Wooden jigsaw, A New Map of the World, London, Wallis c.1800.
Cut round the countries.
(Parker collection, Library of Birmingham)
It is possible that it was the appearance of children's board games which stimulated John Spilsbury's invention, the jigsaw, for his shop in London was near John Jeffery's and they may have had other connections.  For whatever reason, in the 1760s John Spilsbury, who was a map-engraver, hit upon the idea of pasting down a map onto a sheet of wood and cutting round the outlines. He called the results dissected maps and they were sold as geographical aids, like many of the early board games.  As with the board games, their other possibilities were gradually realised and historical and religious subjects appeared.

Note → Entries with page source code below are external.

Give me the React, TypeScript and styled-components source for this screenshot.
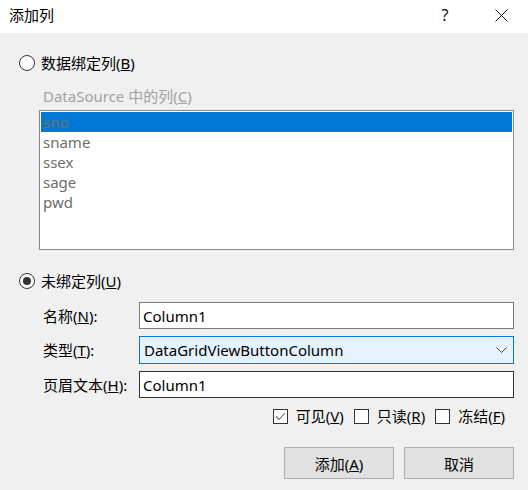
import React from "react";
import styled, { createGlobalStyle } from "styled-components";

const Global = createGlobalStyle`
  html, body { margin: 0; padding: 0; background: #f0f0f0; }
  body { font-family: "Noto Sans", "Noto Sans CJK SC", sans-serif; font-size: 15px; color: #000; }
  * { box-sizing: border-box; }
`;

const Window = styled.div`
  width: 528px;
  height: 490px;
  background: #f0f0f0;
  display: flex;
  flex-direction: column;
  overflow: hidden;
`;

const TitleBar = styled.div`
  height: 33px;
  background: #fff;
  display: flex;
  align-items: center;
  padding-left: 9px;
  padding-right: 4px;
`;

const Title = styled.div`
  flex: 1;
  font-size: 15px;
  line-height: 20px;
  margin-top: -3px;
`;

const TitleButton = styled.div<{ $w: number }>`
  width: ${(p) => p.$w}px;
  height: 33px;
  display: flex;
  align-items: center;
  justify-content: center;
  font-size: 16px;
  color: #111;
  margin-top: -3px;
`;

const Body = styled.div`
  flex: 1;
  display: flex;
  flex-direction: column;
  padding: 0 14px 0 19px;
`;

const RadioRow = styled.label<{ $mt: number }>`
  display: flex;
  align-items: center;
  height: 20px;
  margin-top: ${(p) => p.$mt}px;
  line-height: 20px;
`;

const RadioCircle = styled.span<{ $checked?: boolean }>`
  width: 16px;
  height: 16px;
  border-radius: 50%;
  border: 1px solid #333;
  background: #fff;
  margin-right: 6px;
  display: flex;
  align-items: center;
  justify-content: center;
  &::after {
    content: "";
    display: ${(p) => (p.$checked ? "block" : "none")};
    width: 8px;
    height: 8px;
    border-radius: 50%;
    background: #333;
  }
`;

const GroupLabel = styled.div`
  margin-top: 13px;
  padding-left: 24px;
  height: 20px;
  line-height: 20px;
  color: #a0a0a0;
`;

const ListBox = styled.div`
  margin-top: 4px;
  margin-left: 20px;
  height: 140px;
  border: 1px solid #828790;
  background: #fff;
  padding: 1px;
`;

const ListItem = styled.div<{ $selected?: boolean }>`
  height: 20px;
  line-height: 20px;
  padding-left: 2px;
  color: #6d6d6d;
  background: ${(p) => (p.$selected ? "#0078d7" : "transparent")};
`;

const FieldGrid = styled.div`
  margin-top: 11px;
  padding-left: 24px;
  display: grid;
  grid-template-columns: 96px 1fr;
  row-gap: 7px;
  align-items: center;
`;

const FieldLabel = styled.div`
  line-height: 20px;
`;

const TextBox = styled.div<{ $dark?: boolean }>`
  height: 27px;
  border: 1px solid ${(p) => (p.$dark ? "#333" : "#7a7a7a")};
  background: #fff;
  padding-left: 3px;
  display: flex;
  align-items: center;
`;

const Combo = styled.div`
  height: 28px;
  border: 1px solid #0078d7;
  background: #e5f1fb;
  padding-left: 4px;
  padding-right: 6px;
  display: flex;
  align-items: center;
  justify-content: space-between;
`;

const CheckRow = styled.div`
  margin-top: 8px;
  display: flex;
  justify-content: flex-end;
  padding-right: 9px;
  gap: 10px;
  height: 20px;
  align-items: center;
`;

const CheckItem = styled.label`
  display: flex;
  align-items: center;
  line-height: 20px;
`;

const CheckBox = styled.span`
  width: 15px;
  height: 15px;
  border: 1px solid #333;
  background: #fff;
  margin-right: 8px;
  display: flex;
  align-items: center;
  justify-content: center;
`;

const ButtonRow = styled.div`
  margin-top: 21px;
  display: flex;
  justify-content: flex-end;
  gap: 10px;
`;

const Button = styled.button`
  width: 110px;
  height: 32px;
  border: 1px solid #adadad;
  background: #e1e1e1;
  font-family: inherit;
  font-size: 15px;
  color: #000;
  padding: 0;
`;

const Check = () => (
  <svg width="11" height="9" viewBox="0 0 11 9">
    <path d="M1 4.5 L4 7.5 L10 1" fill="none" stroke="#666" strokeWidth="1.1" />
  </svg>
);

const Chevron = () => (
  <svg width="11" height="6" viewBox="0 0 11 6">
    <path d="M0.5 0.5 L5.5 5.5 L10.5 0.5" fill="none" stroke="#444" strokeWidth="1" />
  </svg>
);

const Close = () => (
  <svg width="13" height="13" viewBox="0 0 13 13">
    <path d="M0.5 0.5 L12.5 12.5 M12.5 0.5 L0.5 12.5" stroke="#111" strokeWidth="1" />
  </svg>
);

export default function App() {
  const items = ["sno", "sname", "ssex", "sage", "pwd"];
  return (
    <Window>
      <Global />
      <TitleBar>
        <Title>添加列</Title>
        <TitleButton $w={66}>?</TitleButton>
        <TitleButton $w={46}>
          <Close />
        </TitleButton>
      </TitleBar>
      <Body>
        <RadioRow $mt={20}>
          <RadioCircle />
          <span>
            数据绑定列(<u>B</u>)
          </span>
        </RadioRow>
        <GroupLabel>
          DataSource 中的列(<u>C</u>)
        </GroupLabel>
        <ListBox>
          {items.map((it, i) => (
            <ListItem key={it} $selected={i === 0}>
              {it}
            </ListItem>
          ))}
        </ListBox>
        <RadioRow $mt={21}>
          <RadioCircle $checked />
          <span>
            未绑定列(<u>U</u>)
          </span>
        </RadioRow>
        <FieldGrid>
          <FieldLabel>
            名称(<u>N</u>):
          </FieldLabel>
          <TextBox>Column1</TextBox>
          <FieldLabel>
            类型(<u>T</u>):
          </FieldLabel>
          <Combo>
            <span>DataGridViewButtonColumn</span>
            <Chevron />
          </Combo>
          <FieldLabel>
            页眉文本(<u>H</u>):
          </FieldLabel>
          <TextBox $dark>Column1</TextBox>
        </FieldGrid>
        <CheckRow>
          <CheckItem>
            <CheckBox>
              <Check />
            </CheckBox>
            可见(<u>V</u>)
          </CheckItem>
          <CheckItem>
            <CheckBox />
            只读(<u>R</u>)
          </CheckItem>
          <CheckItem>
            <CheckBox />
            冻结(<u>F</u>)
          </CheckItem>
        </CheckRow>
        <ButtonRow>
          <Button>
            添加(<u>A</u>)
          </Button>
          <Button>取消</Button>
        </ButtonRow>
      </Body>
    </Window>
  );
}
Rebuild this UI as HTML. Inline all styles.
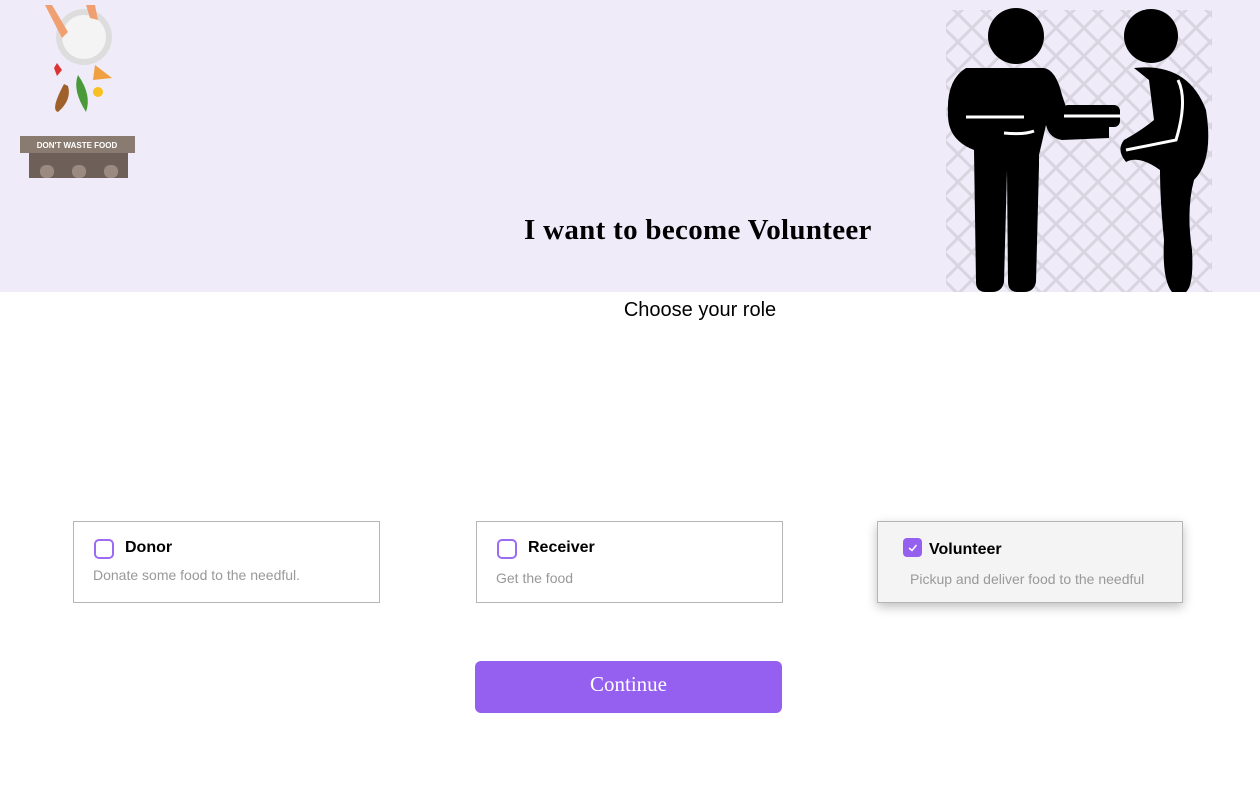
<!DOCTYPE html>
<html><head><meta charset="utf-8"><style>
*{margin:0;padding:0;box-sizing:border-box}
body{width:1260px;height:800px;background:#fff;font-family:"Liberation Sans",sans-serif;position:relative;overflow:hidden}
.hdr{position:absolute;left:0;top:0;width:1260px;height:292px;background:#efebf9}
h1{position:absolute;left:524px;top:214px;font-family:"Liberation Serif",serif;font-weight:bold;font-size:29px;color:#000;letter-spacing:0.3px;white-space:nowrap}
.sub{position:absolute;left:0;width:1400px;top:299px;text-align:center;font-size:20px;color:#000}
.card{position:absolute;top:521px;width:307px;height:82px;border:1px solid #b5b5b5;background:#fff}
.card .cb{position:absolute;left:20px;top:17px;width:20px;height:20px;border:2px solid #9b6cf2;border-radius:5px}
.card .t{position:absolute;left:51px;top:17px;font-weight:bold;font-size:16px;color:#000}
.card .d{position:absolute;left:19px;top:45px;font-size:14px;color:#999}
.sel{background:#f4f4f4;box-shadow:0 4px 10px rgba(0,0,0,.25)}
.btn{position:absolute;left:475px;top:661px;width:307px;height:52px;background:#9560ef;border-radius:6px;color:#fff;font-family:"Liberation Serif",serif;font-size:21px;text-align:center;line-height:46px}
</style></head><body>
<div class="hdr">
<svg width="150" height="190" style="position:absolute;left:0;top:0">
<circle cx="84" cy="37" r="28" fill="#ddd"/><circle cx="84" cy="37" r="22" fill="#f4f4f4"/>
<path d="M45 5 L52 5 L68 32 L62 38 Z" fill="#f0a070"/><path d="M86 5 L95 5 L98 20 L90 18 Z" fill="#f0a070"/>
<path d="M57 63 L62 70 L57 76 L54 68Z" fill="#d33"/>
<path d="M95 65 L112 78 L93 80Z" fill="#f0a040"/>
<path d="M78 75 Q72 90 86 112 Q92 95 78 75Z" fill="#4a9a3a"/>
<path d="M64 84 Q50 110 58 112 Q72 100 68 86Z" fill="#a0602a"/>
<circle cx="98" cy="92" r="5" fill="#f8c020"/>
<rect x="20" y="136" width="115" height="17" fill="#8a7b70"/>
<text x="77" y="148" font-size="8" font-weight="bold" fill="#fff" text-anchor="middle" font-family="Liberation Sans">DON'T WASTE FOOD</text>
<rect x="29" y="153" width="99" height="25" fill="#6e6058"/>
<rect x="40" y="165" width="14" height="13" rx="6" fill="#9a8a80"/><rect x="72" y="165" width="14" height="13" rx="6" fill="#9a8a80"/><rect x="104" y="165" width="14" height="13" rx="6" fill="#9a8a80"/>
</svg>
<svg width="270" height="292" viewBox="0 0 270 292" style="position:absolute;left:944px;top:0">
<defs><pattern id="p" width="28" height="28" patternUnits="userSpaceOnUse"><path d="M0 0L28 28M28 0L0 28" stroke="#d8d4e0" stroke-width="3"/></pattern></defs>
<rect x="2" y="10" width="266" height="282" fill="url(#p)"/>
<g fill="#000">
<circle cx="72" cy="36" r="28"/>
<path d="M22 68 L100 68 Q112 70 118 95 L128 125 L165 127 L165 138 L118 140 Q105 138 102 125 L95 155 L95 165 L92 282 Q90 292 80 292 L74 292 Q64 292 64 282 L63 170 L60 282 Q58 292 48 292 L42 292 Q32 292 32 282 L30 150 Q4 140 4 115 Q2 80 22 68Z"/>
<rect x="118" y="105" width="58" height="22" rx="6"/>
<circle cx="207" cy="36" r="27"/>
<path d="M190 68 Q244 62 262 110 Q270 160 250 180 Q242 210 248 250 Q250 285 242 292 L228 292 Q218 280 220 240 Q216 200 216 170 Q195 155 182 162 Q172 150 180 140 Q198 130 210 120 L205 80Z"/>
</g>
<path d="M22 117 L80 117 M120 116 L176 116" stroke="#fff" stroke-width="3"/>
<path d="M234 80 Q244 100 232 140 L182 150" stroke="#fff" stroke-width="3" fill="none"/>
<path d="M90 131 Q80 135 60 133" stroke="#fff" stroke-width="3" fill="none"/>
</svg>
<h1>I want to become Volunteer</h1>
</div>
<div class="sub">Choose your role</div>
<div class="card" style="left:73px"><div class="cb"></div><div class="t">Donor</div><div class="d">Donate some food to the needful.</div></div>
<div class="card" style="left:476px"><div class="cb"></div><div class="t">Receiver</div><div class="d" style="top:48px">Get the food</div></div>
<div class="card sel" style="left:877px;width:306px"><div class="cb" style="left:25px;top:16px;width:19px;height:19px;background:#9560ef;border-color:#9560ef;border-radius:4px"><svg width="15" height="15" style="position:absolute;left:0;top:0"><path d="M4 8 L7 10.5 L11.5 5" stroke="#fff" stroke-width="1.5" fill="none"/></svg></div><div class="t" style="top:19px">Volunteer</div><div class="d" style="left:32px;top:49px">Pickup and deliver food to the needful</div></div>
<div class="btn">Continue</div>
</body></html>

They were generally cut round each scene shown, with the caption separate, or cut round the edges of countries or counties, or even simply cut at random.  With historical and religious subjects a paper picture sheet was provided as a guide.  The firm of Peacock did a profitable line in 'double dissections', a map jigsaw with a historical one on the reverse side.  The earliest jigsaws came in plain wooden boxes until the attraction of a coloured picture on the lid was realised. By the mid 19th century they were associated as much with pure pleasure as with education, and numerous different designs were available. (Examples from the Parker Collection, see also Linda Hannas The English Jigsaw Puzzle, 1760-1890, 1972) 
Wooden jigsaw, Coming out of School, c.1820?  Hand coloured.